== Written problem ==
Which lines in the records below contain the word "React"? Copy each one out.

start Task inputs

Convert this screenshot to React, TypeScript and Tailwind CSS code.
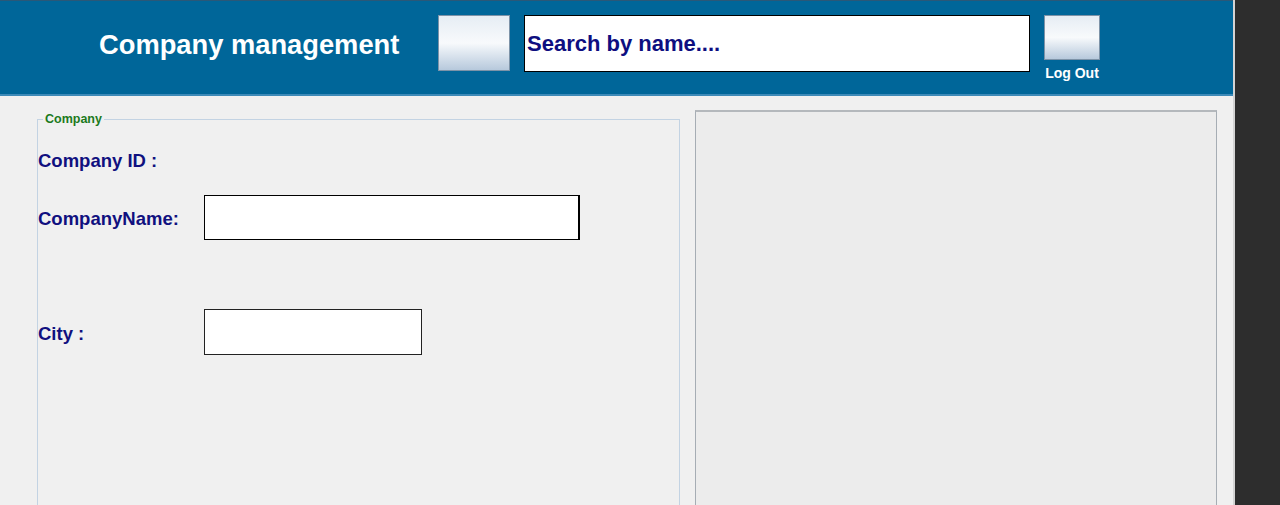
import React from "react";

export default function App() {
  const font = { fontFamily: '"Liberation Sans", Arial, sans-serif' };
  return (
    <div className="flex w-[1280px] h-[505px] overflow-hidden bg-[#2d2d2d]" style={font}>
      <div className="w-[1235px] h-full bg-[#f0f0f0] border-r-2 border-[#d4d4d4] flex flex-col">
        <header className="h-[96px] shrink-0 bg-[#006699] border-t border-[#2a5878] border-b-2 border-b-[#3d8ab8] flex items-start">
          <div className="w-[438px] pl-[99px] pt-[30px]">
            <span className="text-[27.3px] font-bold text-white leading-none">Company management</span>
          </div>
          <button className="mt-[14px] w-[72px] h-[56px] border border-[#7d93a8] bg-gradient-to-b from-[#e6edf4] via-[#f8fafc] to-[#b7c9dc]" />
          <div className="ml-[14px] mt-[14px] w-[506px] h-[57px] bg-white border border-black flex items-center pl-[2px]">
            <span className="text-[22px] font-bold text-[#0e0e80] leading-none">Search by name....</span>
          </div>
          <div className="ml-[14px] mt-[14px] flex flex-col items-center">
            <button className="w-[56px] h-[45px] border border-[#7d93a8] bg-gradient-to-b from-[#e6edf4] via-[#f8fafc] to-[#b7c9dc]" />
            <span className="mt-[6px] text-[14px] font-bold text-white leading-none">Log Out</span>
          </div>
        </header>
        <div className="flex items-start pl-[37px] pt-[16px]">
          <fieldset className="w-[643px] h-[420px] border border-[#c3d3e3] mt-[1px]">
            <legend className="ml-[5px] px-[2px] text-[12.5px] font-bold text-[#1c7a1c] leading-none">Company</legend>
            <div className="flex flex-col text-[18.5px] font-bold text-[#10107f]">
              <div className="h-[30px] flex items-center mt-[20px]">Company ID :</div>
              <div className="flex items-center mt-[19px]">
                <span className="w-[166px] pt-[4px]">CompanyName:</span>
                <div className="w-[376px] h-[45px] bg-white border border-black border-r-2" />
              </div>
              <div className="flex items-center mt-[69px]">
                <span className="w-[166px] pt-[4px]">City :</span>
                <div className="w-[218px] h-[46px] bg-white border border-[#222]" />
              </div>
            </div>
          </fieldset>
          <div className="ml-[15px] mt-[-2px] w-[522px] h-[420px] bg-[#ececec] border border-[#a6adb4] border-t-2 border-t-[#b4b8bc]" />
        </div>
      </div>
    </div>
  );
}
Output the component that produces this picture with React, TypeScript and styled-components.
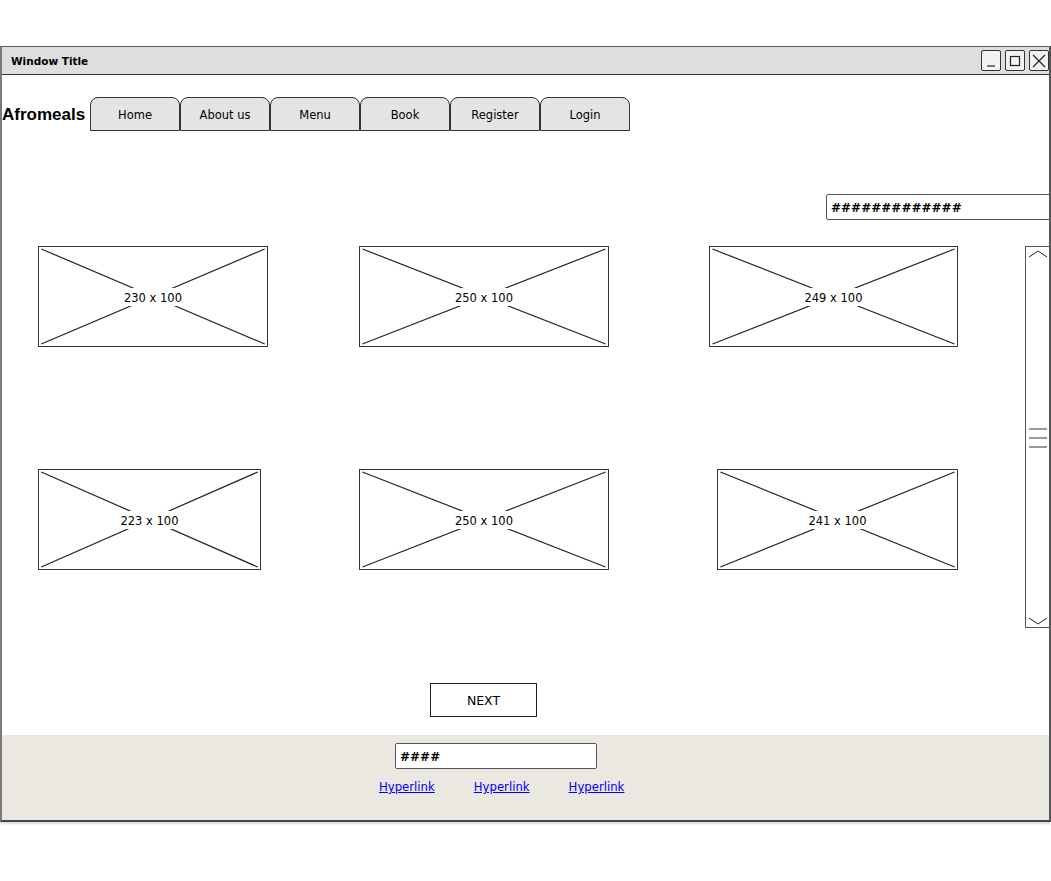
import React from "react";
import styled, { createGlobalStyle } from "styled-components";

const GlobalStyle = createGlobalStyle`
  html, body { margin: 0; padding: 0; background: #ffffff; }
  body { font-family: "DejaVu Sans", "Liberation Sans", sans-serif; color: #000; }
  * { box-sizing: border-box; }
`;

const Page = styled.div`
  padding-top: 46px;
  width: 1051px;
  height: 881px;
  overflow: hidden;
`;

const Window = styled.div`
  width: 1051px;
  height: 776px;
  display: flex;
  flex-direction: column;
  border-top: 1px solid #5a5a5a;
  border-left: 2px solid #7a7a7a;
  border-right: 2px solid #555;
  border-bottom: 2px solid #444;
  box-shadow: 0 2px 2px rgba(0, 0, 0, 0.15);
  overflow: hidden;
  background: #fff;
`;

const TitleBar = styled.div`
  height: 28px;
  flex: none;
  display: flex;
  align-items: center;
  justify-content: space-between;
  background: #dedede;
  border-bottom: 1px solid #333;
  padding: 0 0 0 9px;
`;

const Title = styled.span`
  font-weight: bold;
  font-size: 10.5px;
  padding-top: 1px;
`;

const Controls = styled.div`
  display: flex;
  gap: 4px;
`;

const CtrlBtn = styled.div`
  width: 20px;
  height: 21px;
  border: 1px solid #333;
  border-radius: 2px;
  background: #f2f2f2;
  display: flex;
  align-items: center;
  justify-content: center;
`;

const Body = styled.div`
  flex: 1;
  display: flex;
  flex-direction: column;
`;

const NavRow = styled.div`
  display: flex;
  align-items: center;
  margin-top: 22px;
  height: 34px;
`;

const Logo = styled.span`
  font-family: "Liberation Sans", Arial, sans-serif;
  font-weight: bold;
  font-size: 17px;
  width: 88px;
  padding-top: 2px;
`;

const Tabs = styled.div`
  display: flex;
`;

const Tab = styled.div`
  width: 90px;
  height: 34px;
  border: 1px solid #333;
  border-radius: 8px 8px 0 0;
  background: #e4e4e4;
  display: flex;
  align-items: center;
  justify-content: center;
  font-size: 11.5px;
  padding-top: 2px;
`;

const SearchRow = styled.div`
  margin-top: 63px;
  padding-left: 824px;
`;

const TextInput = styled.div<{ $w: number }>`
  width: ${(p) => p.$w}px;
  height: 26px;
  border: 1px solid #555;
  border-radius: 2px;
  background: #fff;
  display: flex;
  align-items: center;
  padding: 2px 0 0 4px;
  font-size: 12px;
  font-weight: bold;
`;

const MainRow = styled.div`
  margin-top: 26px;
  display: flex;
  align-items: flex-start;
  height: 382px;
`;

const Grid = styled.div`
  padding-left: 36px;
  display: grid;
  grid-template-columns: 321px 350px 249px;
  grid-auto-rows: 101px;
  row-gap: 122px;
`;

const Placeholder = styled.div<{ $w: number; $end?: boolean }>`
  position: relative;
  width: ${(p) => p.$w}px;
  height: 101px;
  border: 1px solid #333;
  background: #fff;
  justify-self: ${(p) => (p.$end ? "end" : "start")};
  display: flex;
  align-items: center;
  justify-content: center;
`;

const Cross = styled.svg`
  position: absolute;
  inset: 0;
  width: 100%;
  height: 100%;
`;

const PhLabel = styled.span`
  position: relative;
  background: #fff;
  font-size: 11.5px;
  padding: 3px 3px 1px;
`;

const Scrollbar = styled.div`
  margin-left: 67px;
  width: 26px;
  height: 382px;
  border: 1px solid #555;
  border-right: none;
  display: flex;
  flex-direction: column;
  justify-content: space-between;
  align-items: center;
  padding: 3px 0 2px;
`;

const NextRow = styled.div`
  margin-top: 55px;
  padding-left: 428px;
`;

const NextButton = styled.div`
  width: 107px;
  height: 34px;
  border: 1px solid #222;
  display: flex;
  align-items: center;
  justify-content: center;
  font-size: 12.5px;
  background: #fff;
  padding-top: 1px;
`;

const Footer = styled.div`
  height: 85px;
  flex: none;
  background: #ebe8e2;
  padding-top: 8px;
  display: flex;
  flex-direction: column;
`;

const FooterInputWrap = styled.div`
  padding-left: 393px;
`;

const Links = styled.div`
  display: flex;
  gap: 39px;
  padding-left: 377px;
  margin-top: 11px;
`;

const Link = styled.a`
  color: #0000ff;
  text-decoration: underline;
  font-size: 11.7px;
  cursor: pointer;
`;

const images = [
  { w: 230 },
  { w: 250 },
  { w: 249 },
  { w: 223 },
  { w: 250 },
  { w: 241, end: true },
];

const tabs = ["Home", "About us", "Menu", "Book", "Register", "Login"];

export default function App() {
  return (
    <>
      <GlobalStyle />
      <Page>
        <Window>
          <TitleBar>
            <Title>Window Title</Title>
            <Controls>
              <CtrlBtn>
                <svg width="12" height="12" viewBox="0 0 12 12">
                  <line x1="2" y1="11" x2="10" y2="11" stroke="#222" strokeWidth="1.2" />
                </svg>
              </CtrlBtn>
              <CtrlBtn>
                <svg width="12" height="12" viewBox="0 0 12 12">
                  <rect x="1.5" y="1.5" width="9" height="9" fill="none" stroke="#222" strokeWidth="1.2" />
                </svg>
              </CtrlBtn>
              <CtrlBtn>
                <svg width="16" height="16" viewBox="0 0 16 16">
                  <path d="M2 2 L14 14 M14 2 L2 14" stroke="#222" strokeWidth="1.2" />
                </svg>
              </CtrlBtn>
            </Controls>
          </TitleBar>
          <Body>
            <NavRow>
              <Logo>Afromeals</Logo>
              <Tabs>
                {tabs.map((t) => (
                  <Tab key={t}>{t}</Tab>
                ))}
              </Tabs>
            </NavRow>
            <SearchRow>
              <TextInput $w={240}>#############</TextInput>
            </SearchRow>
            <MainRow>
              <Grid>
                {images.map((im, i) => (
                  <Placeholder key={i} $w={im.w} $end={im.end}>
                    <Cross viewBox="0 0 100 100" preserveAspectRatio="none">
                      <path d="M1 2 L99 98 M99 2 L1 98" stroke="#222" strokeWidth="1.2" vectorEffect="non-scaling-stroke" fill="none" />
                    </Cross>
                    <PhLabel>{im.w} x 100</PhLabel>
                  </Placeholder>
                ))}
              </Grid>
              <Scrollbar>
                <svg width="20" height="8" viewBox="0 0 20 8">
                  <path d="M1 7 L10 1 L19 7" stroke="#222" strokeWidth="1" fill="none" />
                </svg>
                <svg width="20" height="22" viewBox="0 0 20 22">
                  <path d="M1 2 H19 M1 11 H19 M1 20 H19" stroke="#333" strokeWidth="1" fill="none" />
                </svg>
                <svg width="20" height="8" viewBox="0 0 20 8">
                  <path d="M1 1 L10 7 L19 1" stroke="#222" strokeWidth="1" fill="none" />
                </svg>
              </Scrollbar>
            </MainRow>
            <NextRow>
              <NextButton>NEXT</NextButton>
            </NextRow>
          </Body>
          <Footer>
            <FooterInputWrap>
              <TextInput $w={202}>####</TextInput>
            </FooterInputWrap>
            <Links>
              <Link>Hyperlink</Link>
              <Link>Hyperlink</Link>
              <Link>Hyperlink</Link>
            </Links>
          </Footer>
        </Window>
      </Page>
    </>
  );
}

end Task inputs

== Output for this exercise ==
Convert this screenshot to React, TypeScript and Tailwind CSS code.
import React from "react";
Output the component that produces this picture with React, TypeScript and styled-components.
import React from "react";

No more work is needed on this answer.